Na początku pierwszego kazania padły ładne słowa o miłości i sensie wiary w boga jako kogoś kogo można kochać zawsze, jest to całkiem zgrabne i sensowne wytłumaczenie ale uważam że w każdej innej religii jak również bez niej można osiągnąć to samo, gdyż nie chodzi o to w co wierzymy lecz w to jak mocno, to wiara jest tu mocą twórczą, wystarczy spojrzeć na dzisiajszy świat, ci którzy wierzą(czy to w pieniądze w siebie wstawcie tu cokolwiek) najbardziej i bez żadnego wahania osiągają najwięcej tak jak by świat, życie, bóg, kto co woli reagował na to, działa to również w drugą stronę ci którzy myslą o samych złych rzeczach zazwyczaj je dostają, ich prośby zostają wysłuchane tak jak by ta siła bóg czy jak by to nazwać reagowała na to w co człowiek wierzy najbardziej nie patrząc na to pod kątem dobra czy zła. Oczywiście religie ubierają to w rytuały, kiedys było to bardziej zrozumiałe gdyż ludzie byli mniej inteligetni niż teraz i taka forma była dla nich łatwiejsza do zrozumienia dzisaj pewne rzeczy już się zestarzały więc kościół tłumaczy że są to metafory, w przyszłości myślę że religia wkońcu spotka się ze swoim odwiecznym wrogiem nauką i staną się jednością.

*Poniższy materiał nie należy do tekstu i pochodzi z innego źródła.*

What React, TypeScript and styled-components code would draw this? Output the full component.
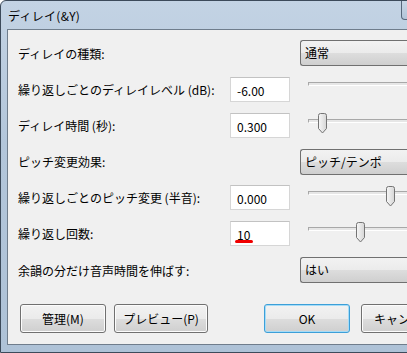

Miałem troche popsioczyć na religię katolicką ale w sumie jaki to ma sens jest jaka jest, jak każdą inną można ją róźnie interpretować a że mi nie pasuje instytucjonalność i system opłat to już moja sprawa :).
Pozdrawiam.
Rafał
Włodarczyk
sprzedawca, Sklep
meblowy
Temat: Tybetańska księga życia i umierania
Diana Pogodna:
Dzisiejsza niespodzianka - prezen od koleżanki, której nie widziałam 7 lat :)
"Typy psychologiczne" Carl Gustav Jung
Że powtórzę : Ach, ta synchroniczność :)
Może czyta nasze forum i robi sobie jaja :) jak myślisz?
Diana Pogodna wolny zawód
Temat: Tybetańska księga życia i umierania
Rafał Włodarczyk:
Diana Pogodna:
Dzisiejsza niespodzianka - prezen od koleżanki, której nie widziałam 7 lat :)

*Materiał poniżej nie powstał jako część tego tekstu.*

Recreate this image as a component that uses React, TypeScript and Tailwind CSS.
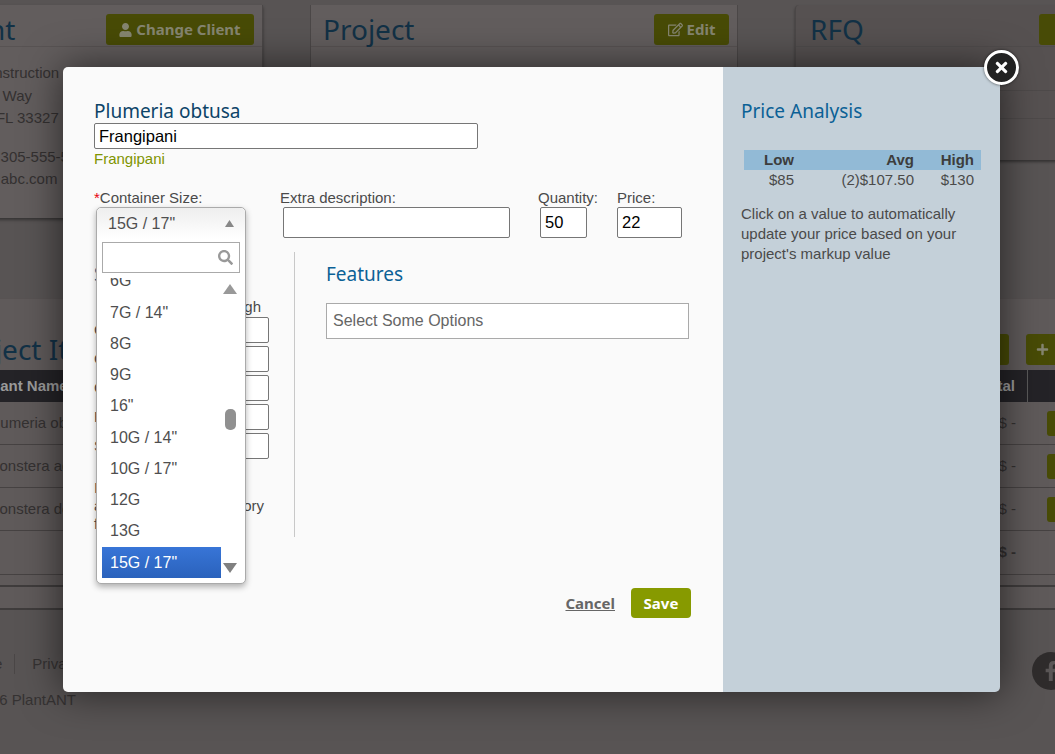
import { FaUser, FaRegEdit, FaPlus, FaSearch, FaFacebookF, FaTimes } from 'react-icons/fa';

const sizes = ['5G', '6G', '7G / 14"', '8G', '9G', '16"', '10G / 14"', '10G / 17"', '12G', '13G'];
const specRows = ['Caliper', 'Clear Trunk', 'Canopy', 'Height', 'Spread'];
const itemRows = ['Plumeria obtusa', 'Monstera adansonii', 'Monstera deliciosa'];

function BackgroundPage() {
  const titleClass = "text-[28px] leading-[31px] text-[#123146] font-['Noto_Sans',sans-serif]";
  const buttonClass = "h-[31px] shrink-0 bg-[#484b06] rounded-[3px] flex items-center justify-center gap-[4px] text-[#858570] font-bold text-[15px] font-['Noto_Sans',sans-serif]";

  return (
    <div className="w-[1230px] -ml-[150px] font-['Liberation_Sans',sans-serif] text-[15px] text-[#343131]">
      <div className="flex items-start pt-[5px]">
        <div className="w-[413px] h-[213px] shrink-0 bg-[#625d5d] border-r border-[#4b4747] shadow-[0_2px_3px_rgba(0,0,0,0.4)]">
          <div className="h-[42px] flex items-start justify-end pt-[9px] pr-[8px] border-b border-[#585353]">
            <span className={`${titleClass} mr-auto ml-[90px]`}>Client</span>
            <div className={`${buttonClass} w-[148px]`}>
              <FaUser className="w-[13px] h-[14px]" />
              Change Client
            </div>
          </div>
          <div className="pl-[90px] pt-[15px] leading-[22.5px]">
            <div>ABC Construction</div>
            <div className="-ml-[10px]">123 Some Way</div>
            <div className="-ml-[3px]">Weston, FL 33327</div>
            <div className="mt-[16px] -ml-[17px]">Telephone: 305-555-5555</div>
            <div className="-ml-[12px]">Email: jo@abc.com</div>
          </div>
        </div>
        <div className="w-[428px] h-[190px] shrink-0 ml-[47px] bg-[#625d5d] border-x border-[#4b4747]">
          <div className="h-[42px] flex items-start justify-between pt-[9px] pl-[12px] pr-[8px] border-b border-[#585353]">
            <span className={titleClass}>Project</span>
            <div className={`${buttonClass} w-[75px]`}>
              <FaRegEdit className="w-[15px] h-[15px]" />
              Edit
            </div>
          </div>
        </div>
        <div className="w-[405px] h-[155px] shrink-0 ml-[57px] border-l border-[#4b4747] bg-[#565151] shadow-[0_2px_3px_rgba(0,0,0,0.4)] rounded-t-[4px]">
          <div className="h-[42px] flex items-start justify-between pt-[9px] pl-[14px] border-b border-[#504c4c]">
            <span className={titleClass}>RFQ</span>
            <div className={`${buttonClass} w-[161px]`} />
          </div>
          <div className="h-[44px] border-b border-[#4e4a4a]" />
          <div className="h-[28px] border-b border-[#4e4a4a]" />
        </div>
      </div>

      <div className="mt-[80px] pt-[31px] border-t border-[#585353] bg-[#5f5a5a]">
        <div className="h-[40px] flex items-start pt-[4px] pl-[100px]">
          <span className={titleClass}>Project Items</span>
          <div className={`${buttonClass} ml-auto mr-[17px] w-[60px]`} />
          <div className={`${buttonClass} mr-[4px] w-[50px] justify-start pl-[10px]`}>
            <FaPlus className="w-[13px] h-[13px]" />
          </div>
        </div>
        <div className="h-[32px] bg-[#242327] flex items-center pl-[136px] pr-[52px] text-[#9a9a9a] font-bold">
          <span>Plant Name</span>
          <span className="ml-auto">Total</span>
          <span className="ml-[12px] h-full border-l border-[#5a5a5a]" />
        </div>
        {itemRows.map((name) => (
          <div key={name} className="h-[43px] flex items-center pl-[137px] border-b border-[#464242]">
            <span>{name}</span>
            <span className="ml-auto">$ -</span>
            <span className="ml-[31px] mr-[3px] w-[30px] h-[25px] bg-[#484b06] rounded-[3px]" />
          </div>
        ))}
        <div className="h-[44px] flex items-center border-b border-[#464242] font-bold pr-[64px] justify-end">$ -</div>
        <div className="h-[12px] border-b-2 border-[#3f3c3c]" />
        <div className="h-[23px] border-b-2 border-[#3f3c3c]" />
      </div>

      <div className="flex items-start justify-between pt-[42px] pr-[10px] text-[#353232]">
        <div>
          <div className="h-[24px] flex items-center pl-[64px]">
            <span>Terms of Use</span>
            <span className="ml-[12px] mr-[17px] h-[20px] border-l border-[#4b4747]" />
            <span>Privacy Policy</span>
          </div>
          <div className="mt-[13px] pl-[109px]">© 2016 PlantANT</div>
        </div>
        <div className="w-[38px] h-[38px] rounded-full bg-[#2f2c2c] flex items-center justify-center text-[#5a5656]">
          <FaFacebookF className="w-[20px] h-[20px]" />
        </div>
      </div>
    </div>
  );
}

function SizeDropdown() {
  return (
    <div className="absolute left-[33px] top-[140px] w-[150px] h-[377px] bg-white border border-[#aaaaaa] rounded-[5px] shadow-[0_3px_6px_rgba(0,0,0,0.3)] text-[16px] text-[#4f4f4f]">
      <div className="h-[31px] flex items-center justify-between pl-[11px] pr-[11px] rounded-t-[5px] bg-gradient-to-b from-[#eeeeee] to-white">
        <span>15G / 17"</span>
        <svg width="9" height="7" viewBox="0 0 9 7"><path d="M4.5 0L9 7H0z" fill="#888888" /></svg>
      </div>
      <div className="relative mx-[5px] mt-[3px] h-[31px] border border-[#aaaaaa]">
        <FaSearch className="absolute right-[6px] top-[7px] w-[15px] h-[15px] text-[#999999]" />
      </div>
      <div className="flex h-[300px] mt-[5px]">
        <div className="w-[124px] pl-[5px] overflow-hidden flex flex-col justify-end">
          {sizes.map((size) => (
            <div key={size} className="h-[31.25px] shrink-0 flex items-center pl-[8px]">{size}</div>
          ))}
          <div className="h-[31px] shrink-0 flex items-center pl-[8px] text-white bg-gradient-to-b from-[#3875d7] to-[#2a62bc]">15G / 17"</div>
        </div>
        <div className="flex-1 flex flex-col items-center pt-[6px] pr-[6px]">
          <svg width="14" height="10" viewBox="0 0 14 10"><path d="M7 0l7 10H0z" fill="#999999" /></svg>
          <div className="mt-[115px] w-[11px] h-[21px] rounded-[5px] bg-[#909090]" />
          <svg className="mt-[133px]" width="14" height="10" viewBox="0 0 14 10"><path d="M0 0h14L7 10z" fill="#808080" /></svg>
        </div>
      </div>
    </div>
  );
}

function ItemModal() {
  const inputClass = "border border-[#767676] rounded-[2px] bg-white px-[4px] text-[16.5px] text-black outline-none";
  const headingClass = "font-['Noto_Sans',sans-serif] text-[19px] leading-[22px]";

  return (
    <div className="absolute left-[63px] top-[67px] w-[937px] h-[625px] flex rounded-[5px] shadow-[0_0_40px_rgba(0,0,0,0.6)] font-['Liberation_Sans',sans-serif] text-[15px] text-[#4a4a4a]">
      <div className="relative w-[660px] bg-[#fafafa] rounded-l-[5px] pt-[33px] pl-[31px]">
        <h2 className={`${headingClass} text-[#0d4468]`}>Plumeria obtusa</h2>
        <input readOnly value="Frangipani" className={`${inputClass} block mt-[1px] w-[384px] h-[26px]`} />
        <div className="mt-[1px] leading-[18px] text-[#7f9400]">Frangipani</div>

        <div className="flex mt-[20px]">
          <div className="w-[186px]">
            <div className="leading-[19px]"><span className="text-red-600">*</span>Container Size:</div>
          </div>
          <div className="w-[258px]">
            <div className="leading-[19px]">Extra description:</div>
            <input readOnly className={`${inputClass} block ml-[3px] w-[227px] h-[31px]`} />
          </div>
          <div className="w-[79px]">
            <div className="leading-[19px]">Quantity:</div>
            <input readOnly value="50" className={`${inputClass} block ml-[2px] w-[47px] h-[31px]`} />
          </div>
          <div>
            <div className="leading-[19px]">Price:</div>
            <input readOnly value="22" className={`${inputClass} block w-[65px] h-[31px]`} />
          </div>
        </div>

        <div className="flex mt-[14px] h-[285px]">
          <div className="w-[201px] border-r border-[#c8c8c8] pt-[11px]">
            <h3 className={`${headingClass} text-[#0b6196]`}>Specifications</h3>
            <div className="mt-[13px] leading-[18px] w-[167px] text-right">Length / High</div>
            <div className="flex flex-col gap-[3px] w-[175px] mt-[1px]">
              {specRows.map((row) => (
                <div key={row} className="flex items-center justify-between">
                  <span>{row}</span>
                  <input readOnly className={`${inputClass} w-[60px] h-[26px]`} />
                </div>
              ))}
            </div>
            <p className="mt-[20px] leading-[18px]">If no sizes apply<br />add them to our inventory<br />for this plant</p>
          </div>
          <div className="pl-[31px] pt-[11px]">
            <h3 className={`${headingClass} text-[#0b6196]`}>Features</h3>
            <div className="mt-[18px] w-[363px] h-[36px] border border-[#aaaaaa] bg-white flex items-center pl-[6px] text-[16px] text-[#666666]">Select Some Options</div>
          </div>
        </div>

        <div className="flex justify-end items-center pr-[32px] mt-[51px] font-['Noto_Sans',sans-serif] text-[15px] font-bold">
          <span className="mr-[16px] underline text-[#666666]">Cancel</span>
          <span className="w-[60px] h-[30px] bg-[#879a00] rounded-[4px] text-white flex items-center justify-center">Save</span>
        </div>

        <SizeDropdown />
      </div>

      <div className="flex-1 bg-[#c4d0d9] rounded-r-[5px] pt-[33px] pl-[18px]">
        <h2 className={`${headingClass} text-[#0b6196]`}>Price Analysis</h2>
        <div className="ml-[3px] mt-[28px] w-[237px] text-[15px]">
          <div className="h-[20px] bg-[#92bad6] grid grid-cols-[50px_120px_60px] font-bold text-right leading-[20px] text-[#3d3d3d]">
            <span>Low</span>
            <span>Avg</span>
            <span>High</span>
          </div>
          <div className="h-[20px] grid grid-cols-[50px_120px_60px] text-right leading-[20px]">
            <span>$85</span>
            <span>(2)$107.50</span>
            <span>$130</span>
          </div>
        </div>
        <p className="mt-[14px] w-[240px] text-[15px] leading-[20px]">Click on a value to automatically update your price based on your project's markup value</p>
      </div>

      <div className="absolute left-[921px] -top-[17px] w-[35px] h-[35px] rounded-full bg-[#222222] border-[3px] border-white flex items-center justify-center text-white shadow-[0_0_3px_rgba(0,0,0,0.6)]">
        <FaTimes className="w-[17px] h-[17px]" />
      </div>
    </div>
  );
}

export default function App() {
  return (
    <div className="relative w-[1055px] h-[754px] overflow-hidden bg-[#585454]">
      <BackgroundPage />
      <ItemModal />
    </div>
  );
}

"Typy psychologiczne" Carl Gustav Jung
Że powtórzę : Ach, ta synchroniczność :)
Może czyta nasze forum i robi sobie jaja :) jak myślisz?
Dobre !
Myślisz ? No, to o dużym poczuciu humoru tej koleżanki by świadczyło ;)
Ale, nieee. Chyba jednak nasza kochana panna S.

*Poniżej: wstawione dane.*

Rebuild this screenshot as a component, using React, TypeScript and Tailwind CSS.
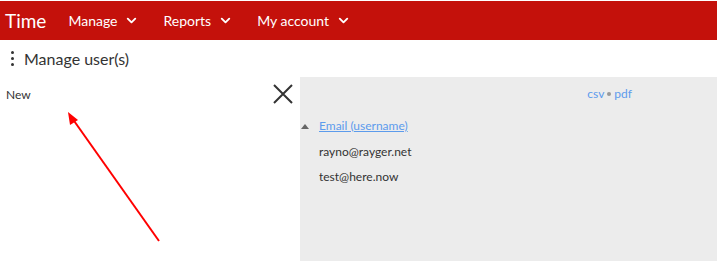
import { ChevronDown } from 'lucide-react'

export default function App() {
  const users = ['rayno@rayger.net', 'test@here.now']

  return (
    <div className="h-[261px] w-[717px] overflow-hidden bg-white font-['Lato',sans-serif] text-[#333]">
      {/* top nav */}
      <div className="mt-px flex h-[39px] items-center bg-[#c4110b] text-white">
        <span className="ml-[5px] text-[19px] leading-none">Time</span>
        <div className="ml-[22px] flex items-center gap-[24px] text-[14px]">
          {['Manage', 'Reports', 'My account'].map(m => (
            <div key={m} className="flex items-center gap-[7px]">
              <span>{m}</span>
              <ChevronDown size={15} strokeWidth={3} />
            </div>
          ))}
        </div>
      </div>

      {/* page title */}
      <div className="flex h-[37px] items-center">
        <div className="ml-[11px] flex flex-col gap-[3px]">
          <span className="h-[3px] w-[3px] rounded-full bg-[#333]" />
          <span className="h-[3px] w-[3px] rounded-full bg-[#333]" />
          <span className="h-[3px] w-[3px] rounded-full bg-[#333]" />
        </div>
        <span className="ml-[10px] text-[16px]">Manage user(s)</span>
      </div>

      <div className="flex h-[184px]">
        {/* left: form */}
        <div className="relative w-[300px]">
          <div className="flex justify-between pt-[7px]">
            <span className="ml-[6px] mt-[2px] text-[12px]">New</span>
            <svg className="mr-[7px]" width="20" height="20" viewBox="0 0 20 20" fill="none" stroke="#333" strokeWidth="2">
              <path d="M1 1 L19 19 M19 1 L1 19" />
            </svg>
          </div>
          <svg className="absolute left-0 top-0" width="300" height="184" viewBox="0 0 300 184">
            <line x1="159" y1="164" x2="72" y2="41" stroke="#ff0000" strokeWidth="2" />
            <path d="M68 35 L78 43 L70 48 Z" fill="#ff0000" />
          </svg>
        </div>

        {/* right: list */}
        <div className="flex-1 bg-[#ececec] pt-[8px] text-[12px]">
          <div className="flex w-[332px] items-center justify-end gap-[3px] text-[#5c9bec]">
            <span>csv</span>
            <span className="h-[4px] w-[4px] rounded-full bg-[#999]" />
            <span>pdf</span>
          </div>
          <div className="mt-[14px] flex items-center">
            <span className="ml-[1px] h-0 w-0 border-x-[4px] border-b-[5px] border-x-transparent border-b-[#666]" />
            <span className="ml-[10px] text-[#5c9bec] underline">Email (username)</span>
          </div>
          {users.map(u => (
            <div key={u} className="ml-[19px] mt-[9px] leading-[16px]">{u}</div>
          ))}
        </div>
      </div>
    </div>
  )
}
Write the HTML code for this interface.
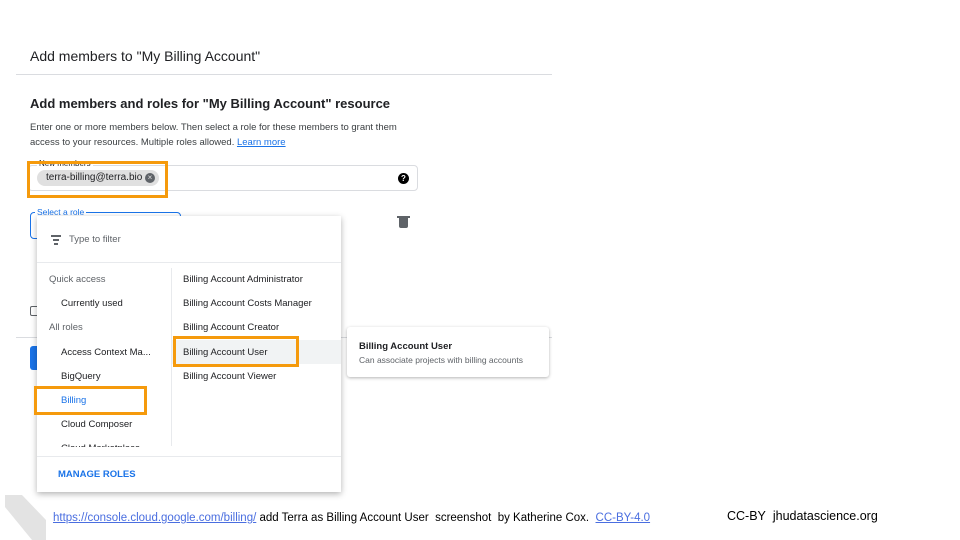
<!DOCTYPE html>
<html><head><style>
body{margin:0;width:960px;height:540px;background:#fff;position:relative;overflow:hidden;font-family:"Liberation Sans",Arial,sans-serif;color:#202124}
.a{position:absolute;white-space:nowrap}
.ob{position:absolute;border:3px solid #f59a0c;box-sizing:border-box}
</style></head><body>
<div class="a" style="left:30px;top:48px;font-size:14px;color:#202124">Add members to "My Billing Account"</div>
<div class="a" style="left:16px;top:74px;width:536px;height:1px;background:#dadce0"></div>
<div class="a" style="left:30px;top:96px;font-size:13px;font-weight:bold">Add members and roles for "My Billing Account" resource</div>
<div class="a" style="left:30px;top:120px;font-size:9.5px;line-height:15px;color:#3c4043">Enter one or more members below. Then select a role for these members to grant them<br>access to your resources. Multiple roles allowed. <span style="color:#1a73e8;text-decoration:underline">Learn more</span></div>
<div class="a" style="left:28px;top:165px;width:390px;height:26px;border:1px solid #dadce0;border-radius:4px;box-sizing:border-box"></div>
<div class="a" style="left:37px;top:159px;font-size:8px;background:#fff;padding:0 2px;height:7px;overflow:hidden;line-height:10px">New members</div>
<div class="a" style="left:37px;top:170px;height:16px;width:122px;background:#e0e0e0;border-radius:8px"></div>
<div class="a" style="left:46px;top:172px;font-size:10px">terra-billing@terra.bio</div>
<div class="a" style="left:145px;top:173px;width:10px;height:10px;border-radius:50%;background:#5f6368;color:#e0e0e0;font-size:8px;line-height:10px;text-align:center">×</div>
<div class="a" style="left:398px;top:173px;width:11px;height:11px;border-radius:50%;background:#000;color:#fff;font-size:8px;font-weight:bold;line-height:11px;text-align:center">?</div>
<div class="ob" style="left:27px;top:161px;width:141px;height:37px"></div>
<div class="a" style="left:30px;top:212px;width:151px;height:27px;border:1.5px solid #1a73e8;border-radius:4px;box-sizing:border-box"></div>
<div class="a" style="left:35px;top:207px;font-size:8.5px;color:#1a73e8;background:#fff;padding:0 2px">Select a role</div>
<div class="a" style="left:399px;top:218px;width:9px;height:10px;background:#5f6368;border-radius:0 0 2px 2px"></div>
<div class="a" style="left:397px;top:216px;width:13px;height:2px;background:#5f6368"></div>
<div class="a" style="left:30px;top:306px;width:9px;height:10px;border:1.5px solid #5f6368;border-radius:2px;box-sizing:border-box"></div>
<div class="a" style="left:16px;top:337px;width:536px;height:1px;background:#dadce0"></div>
<div class="a" style="left:30px;top:346px;width:12px;height:24px;background:#1a73e8;border-radius:3px"></div>
<div class="a" style="left:37px;top:216px;width:304px;height:276px;background:#fff;box-shadow:0 2px 6px rgba(0,0,0,.3)"></div>
<div class="a" style="left:51px;top:235px;width:10px;height:1.5px;background:#5f6368"></div>
<div class="a" style="left:53px;top:239px;width:6px;height:1.5px;background:#5f6368"></div>
<div class="a" style="left:54px;top:243px;width:4px;height:1.5px;background:#5f6368"></div>
<div class="a" style="left:69px;top:234px;font-size:9.5px;color:#5f6368">Type to filter</div>
<div class="a" style="left:37px;top:262px;width:304px;height:1px;background:#e8eaed"></div>
<div class="a" style="left:171px;top:268px;width:1px;height:178px;background:#e8eaed"></div>
<div class="a" style="left:49px;top:274px;font-size:9.5px;color:#5f6368">Quick access</div>
<div class="a" style="left:61px;top:298px;font-size:9.5px">Currently used</div>
<div class="a" style="left:49px;top:322px;font-size:9.5px;color:#5f6368">All roles</div>
<div class="a" style="left:61px;top:347px;font-size:9.5px">Access Context Ma...</div>
<div class="a" style="left:61px;top:371px;font-size:9.5px">BigQuery</div>
<div class="a" style="left:61px;top:395px;font-size:9.5px;color:#1a73e8">Billing</div>
<div class="a" style="left:61px;top:419px;font-size:9.5px">Cloud Composer</div>
<div class="a" style="left:61px;top:443px;font-size:9.5px;height:4px;overflow:hidden">Cloud Marketplace</div>
<div class="a" style="left:172px;top:340px;width:169px;height:24px;background:#f1f3f4"></div>
<div class="a" style="left:183px;top:274px;font-size:9.5px">Billing Account Administrator</div>
<div class="a" style="left:183px;top:298px;font-size:9.5px">Billing Account Costs Manager</div>
<div class="a" style="left:183px;top:322px;font-size:9.5px">Billing Account Creator</div>
<div class="a" style="left:183px;top:347px;font-size:9.5px">Billing Account User</div>
<div class="a" style="left:183px;top:371px;font-size:9.5px">Billing Account Viewer</div>
<div class="a" style="left:37px;top:456px;width:304px;height:1px;background:#e8eaed"></div>
<div class="a" style="left:58px;top:469px;font-size:9.5px;font-weight:bold;color:#1a73e8">MANAGE ROLES</div>
<div class="ob" style="left:34px;top:386px;width:113px;height:29px"></div>
<div class="ob" style="left:173px;top:336px;width:126px;height:31px"></div>
<div class="a" style="left:347px;top:327px;width:202px;height:50px;background:#fff;box-shadow:0 1px 3px rgba(0,0,0,.3);border-radius:3px"></div>
<div class="a" style="left:359px;top:341px;font-size:9.5px;font-weight:bold">Billing Account User</div>
<div class="a" style="left:359px;top:355px;font-size:8.5px;color:#5f6368">Can associate projects with billing accounts</div>
<svg class="a" style="left:0;top:492px" width="50" height="48"><polygon points="5,3 22,3 46,28 46,48 32,48 5,15" fill="#e3e3e3"/></svg>
<div class="a" style="left:53px;top:512px;font-size:11.5px;color:#000"><span style="color:#4a6ee0;text-decoration:underline">https://console.cloud.google.com/billing/</span> add Terra as Billing Account User&nbsp; screenshot&nbsp; by Katherine Cox.&nbsp; <span style="color:#4a6ee0;text-decoration:underline">CC-BY-4.0</span></div>
<div class="a" style="left:727px;top:509px;font-size:12.5px;color:#000">CC-BY&nbsp; jhudatascience.org</div>
</body></html>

A swoja drogą ciekawe jak człowiek poradziłby sobie z takimi "wkręceniami", ze zmową przyjaciół
czy bliskich, którzy "produkowaliby" na jego potrzeby multum tzw. zbiegów okoliczności ?
Taki swojski Truman Show ;)
Lekki koszmar chyba.
Rafał
Włodarczyk
sprzedawca, Sklep
meblowy
Temat: Tybetańska księga życia i umierania
Diana Pogodna:
Dobre !
Myślisz ? No, to o dużym poczuciu humoru tej koleżanki by świadczyło ;)
Ale, nieee. Chyba jednak nasza kochana panna S.
A swoja drogą ciekawe jak człowiek poradziłby sobie z takimi "wkręceniami", ze zmową przyjaciół
czy bliskich, którzy "produkowaliby" na jego potrzeby multum tzw. zbiegów okoliczności ?
Taki swojski Truman Show ;)
Lekki koszmar chyba.
To by było ciekawe :) może spróbuję coś zorganizować ze swoimi znajomkami. Wiesz widziałem podobny motyw może nie tyle ze zbiegami okoliczności co poprostu z mieszaniem w główce w programie Derrena Browna zmieniali gościowi ustawienie w pokoju, przebierali się gdy nie widział, podmieniali dania na tależu, typek nie wiedział co się z nim dzieje.